» **TASK STATEMENT**: Check each line of the material. Copy those containing "size".

» **DATASET EXCERPT**:
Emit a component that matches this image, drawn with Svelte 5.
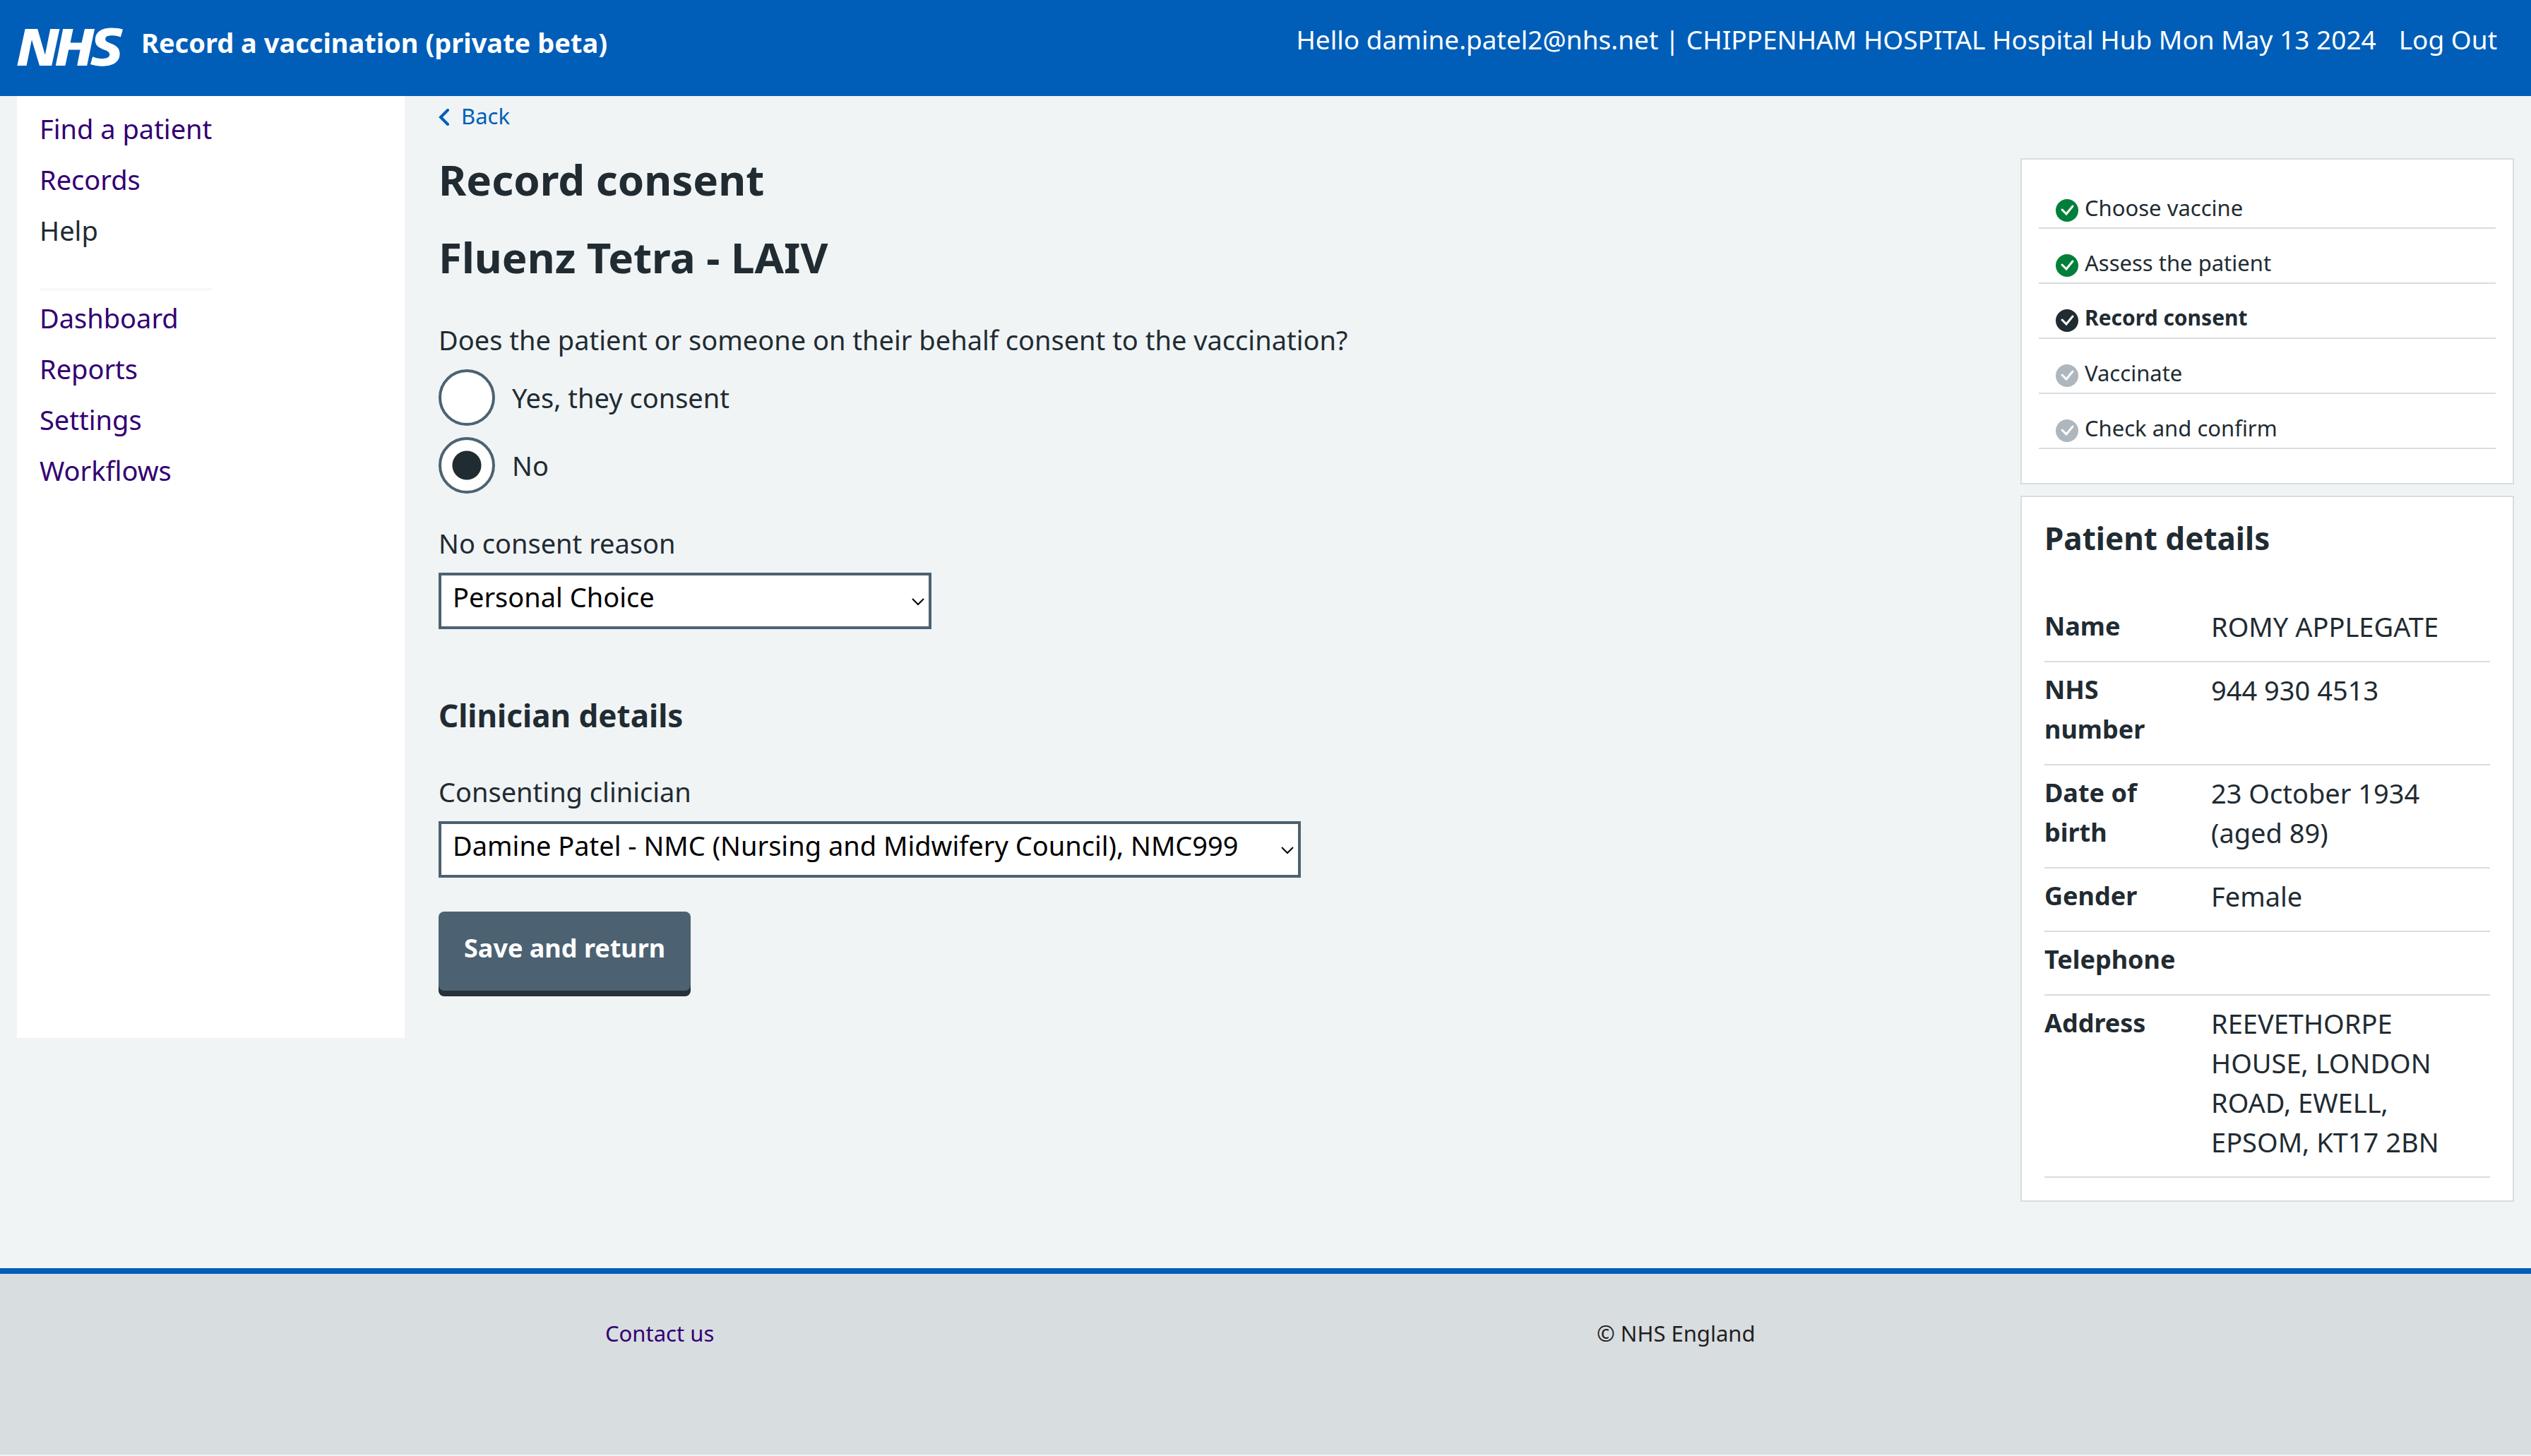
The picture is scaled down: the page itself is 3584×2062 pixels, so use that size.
<script>
  const mainLinks = ['Find a patient', 'Records'];
  const adminLinks = ['Dashboard', 'Reports', 'Settings', 'Workflows'];
  const steps = [
    { name: 'Choose vaccine', state: 'done' },
    { name: 'Assess the patient', state: 'done' },
    { name: 'Record consent', state: 'current' },
    { name: 'Vaccinate', state: 'todo' },
    { name: 'Check and confirm', state: 'todo' }
  ];
  const details = [
    ['Name', 'ROMY APPLEGATE'],
    ['NHS number', '944 930 4513'],
    ['Date of birth', '23 October 1934 (aged 89)'],
    ['Gender', 'Female'],
    ['Telephone', ''],
    ['Address', 'REEVETHORPE HOUSE, LONDON ROAD, EWELL, EPSOM, KT17 2BN']
  ];
  let consent = $state('no');
  let reason = $state('Personal Choice');
</script>

<div class="page">
  <header>
    <a class="brand" href="#home">
      <svg class="logo" viewBox="0 0 40 16" role="img" aria-label="NHS">
        <path fill="#fff" d="M3.9 1.5h4.4l2.6 9h.1l1.8-9h3.3l-2.8 13H9l-2.7-9h-.1l-1.8 9H1.1M17.3 1.5h3.6l-1 4.9h4L25 1.5h3.5l-2.7 13h-3.5l1.1-5.6h-4.1l-1.2 5.6h-3.4M37.7 4.4c-.7-.3-1.6-.6-2.9-.6-1.4 0-2.5.2-2.5 1.3 0 1.8 5.1 1.2 5.1 5.1 0 3.6-3.3 4.5-6.4 4.5-1.3 0-2.9-.3-4-.7l.8-2.7c.7.4 2.1.7 3.2.7s2.8-.2 2.8-1.5c0-2.1-5.1-1.3-5.1-5 0-3.4 2.9-4.4 5.8-4.4 1.6 0 3.1.2 4 .6" />
      </svg>
      <span>Record a vaccination (private beta)</span>
    </a>
    <div class="user">
      <span>Hello damine.patel2@nhs.net | CHIPPENHAM HOSPITAL Hospital Hub Mon May 13 2024</span>
      <a href="#logout">Log Out</a>
    </div>
  </header>

  <div class="body">
    <nav>
      <ul>
        {#each mainLinks as link}<li><a href="#{link}">{link}</a></li>{/each}
        <li><a class="plain" href="#help">Help</a></li>
        <li class="rule"></li>
        {#each adminLinks as link}<li><a href="#{link}">{link}</a></li>{/each}
      </ul>
    </nav>

    <main>
      <a class="back" href="#back">
        <svg viewBox="0 0 16 24" aria-hidden="true"><path d="M13 2 3 12l10 10" /></svg>
        Back
      </a>
      <h1>Record consent</h1>
      <h1>Fluenz Tetra - LAIV</h1>
      <form>
        <fieldset>
          <legend>Does the patient or someone on their behalf consent to the vaccination?</legend>
          <label class="choice"><input type="radio" name="consent" value="yes" bind:group={consent} />Yes, they consent</label>
          <label class="choice"><input type="radio" name="consent" value="no" bind:group={consent} />No</label>
        </fieldset>

        <label class="caption" for="reason">No consent reason</label>
        <div class="select reason">
          <select id="reason" bind:value={reason}><option>Personal Choice</option></select>
          <svg viewBox="0 0 18 12" aria-hidden="true"><path d="m1 1 8 8 8-8" /></svg>
        </div>

        <h2>Clinician details</h2>
        <label class="caption" for="clinician">Consenting clinician</label>
        <div class="select clinician">
          <select id="clinician"><option>Damine Patel - NMC (Nursing and Midwifery Council), NMC999</option></select>
          <svg viewBox="0 0 18 12" aria-hidden="true"><path d="m1 1 8 8 8-8" /></svg>
        </div>

        <button type="button">Save and return</button>
      </form>
    </main>

    <aside>
      <section class="card progress">
        <ol>
          {#each steps as step}
            <li class={step.state}>
              <svg viewBox="0 0 32 32" aria-hidden="true">
                <circle cx="16" cy="16" r="16" />
                <path d="m9 15 6 6 9-11" />
              </svg>
              {step.name}
            </li>
          {/each}
        </ol>
      </section>
      <section class="card patient">
        <h2>Patient details</h2>
        <dl>
          {#each details as [term, value]}
            <div><dt>{term}</dt><dd>{value}</dd></div>
          {/each}
        </dl>
      </section>
    </aside>
  </div>

  <footer>
    <a href="#contact">Contact us</a>
    <p>© NHS England</p>
  </footer>
</div>

<style>
  :global(body) {
    margin: 0;
    background: #f0f4f5;
  }
  .page {
    font: 38px/56px 'Noto Sans', 'Open Sans', sans-serif;
    color: #212b32;
  }
  .page * {
    box-sizing: border-box;
  }
  a {
    color: #330072;
    text-decoration: none;
  }
  ul, ol, dl, dd, p {
    list-style: none;
    margin: 0;
    padding: 0;
  }
  header {
    display: flex;
    justify-content: space-between;
    align-items: flex-start;
    height: 136px;
    padding: 28px 48px 0 20px;
    background: #005eb8;
    color: #fff;
  }
  header a {
    color: #fff;
  }
  .brand {
    display: flex;
    align-items: center;
    gap: 20px;
    padding-top: 4px;
    font-weight: 700;
  }
  .brand span {
    padding-bottom: 14px;
  }
  .logo {
    width: 160px;
    height: 64px;
  }
  .user {
    display: flex;
    gap: 32px;
    font-size: 37px;
  }
  .body {
    display: grid;
    grid-template-columns: 549px 1fr 699px;
    align-items: start;
    gap: 48px;
    padding: 0 24px 94px;
  }
  nav {
    min-height: 1334px;
    padding: 10px 32px;
    background: #fff;
  }
  nav ul {
    width: max-content;
  }
  nav li {
    height: 72px;
    line-height: 72px;
  }
  .plain {
    color: #212b32;
  }
  nav .rule {
    height: 4px;
    margin: 46px 0 2px;
    background: #f8f8f8;
  }
  .back {
    display: flex;
    align-items: center;
    gap: 16px;
    height: 56px;
    margin-bottom: 4px;
    color: #005eb8;
    font-size: 31px;
  }
  .back svg {
    width: 16px;
    height: 24px;
    margin-top: 4px;
    fill: none;
    stroke: #005eb8;
    stroke-width: 4;
    stroke-linecap: round;
  }
  h1 {
    margin: 0 0 12px;
    padding-top: 18px;
    font-size: 60px;
    line-height: 80px;
  }
  h2 {
    margin: 0;
    font-size: 44px;
    line-height: 64px;
  }
  form {
    padding-top: 37px;
  }
  fieldset {
    margin: 0;
    padding: 0;
    border: 0;
  }
  legend {
    padding: 0 0 14px;
  }
  .choice {
    display: flex;
    align-items: center;
    gap: 24px;
    height: 80px;
    margin-bottom: 16px;
  }
  input {
    appearance: none;
    width: 80px;
    height: 80px;
    margin: 0;
    border: 4px solid #4c6272;
    border-radius: 50%;
    background: #fff;
  }
  input:checked {
    background: radial-gradient(circle, #212b32 20px, #fff 21px);
  }
  .caption {
    display: block;
    margin: 26px 0 14px;
  }
  .select {
    position: relative;
    max-width: 100%;
  }
  .reason {
    width: 698px;
  }
  .clinician {
    width: 1221px;
  }
  select {
    appearance: none;
    display: block;
    width: 100%;
    height: 80px;
    padding: 0 48px 12px 16px;
    border: 4px solid #4c6272;
    border-radius: 0;
    background: #fff;
    color: #000;
    font: inherit;
  }
  .select svg {
    position: absolute;
    right: 10px;
    top: 36px;
    width: 18px;
    height: 12px;
    fill: none;
    stroke: #000;
    stroke-width: 2;
  }
  form h2 {
    margin: 90px 0 48px;
  }
  button {
    display: block;
    height: 112px;
    margin-top: 48px;
    padding: 0 36px 8px;
    border: 0;
    border-radius: 8px;
    background: #4c6272;
    box-shadow: 0 8px 0 #263139;
    color: #fff;
    font: inherit;
    font-size: 36px;
    font-weight: 700;
  }
  .card {
    border: 2px solid #d8dde0;
    background: #fff;
  }
  .progress {
    margin: 88px 0 16px;
    padding: 20px 24px 48px;
  }
  .progress li {
    display: flex;
    align-items: center;
    gap: 9px;
    height: 78px;
    padding: 20px 24px 0;
    border-bottom: 2px solid #d8dde0;
    font-size: 31px;
  }
  .progress svg {
    width: 32px;
    height: 32px;
    margin-top: 8px;
  }
  .progress path {
    fill: none;
    stroke: #fff;
    stroke-width: 3;
    stroke-linecap: round;
  }
  .done circle {
    fill: #007f3b;
  }
  .current circle {
    fill: #212b32;
  }
  .todo circle {
    fill: #aeb7bd;
  }
  .progress .current {
    font-size: 30px;
    font-weight: 700;
  }
  .patient {
    padding: 26px 32px 32px;
  }
  .patient h2 {
    margin-bottom: 54px;
  }
  dl div {
    display: grid;
    grid-template-columns: 190px 1fr;
    gap: 46px;
    min-height: 90px;
    padding: 11px 48px 21px 0;
    border-bottom: 2px solid #d8dde0;
  }
  dt {
    font-size: 36px;
    font-weight: 700;
  }
  footer {
    display: grid;
    grid-template-columns: 1404px 1fr;
    height: 264px;
    padding: 56px 24px 0 857px;
    border-top: 8px solid #005eb8;
    background: #d8dde0;
    font-size: 31px;
  }
  footer p {
    color: #231f20;
  }
</style>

» **CORRECT RESPONSE**:
The picture is scaled down: the page itself is 3584×2062 pixels, so use that size.
    font-size: 37px;
    font-size: 31px;
    font-size: 60px;
    font-size: 44px;
    font-size: 36px;
    font-size: 31px;
    font-size: 30px;
    font-size: 36px;
    font-size: 31px;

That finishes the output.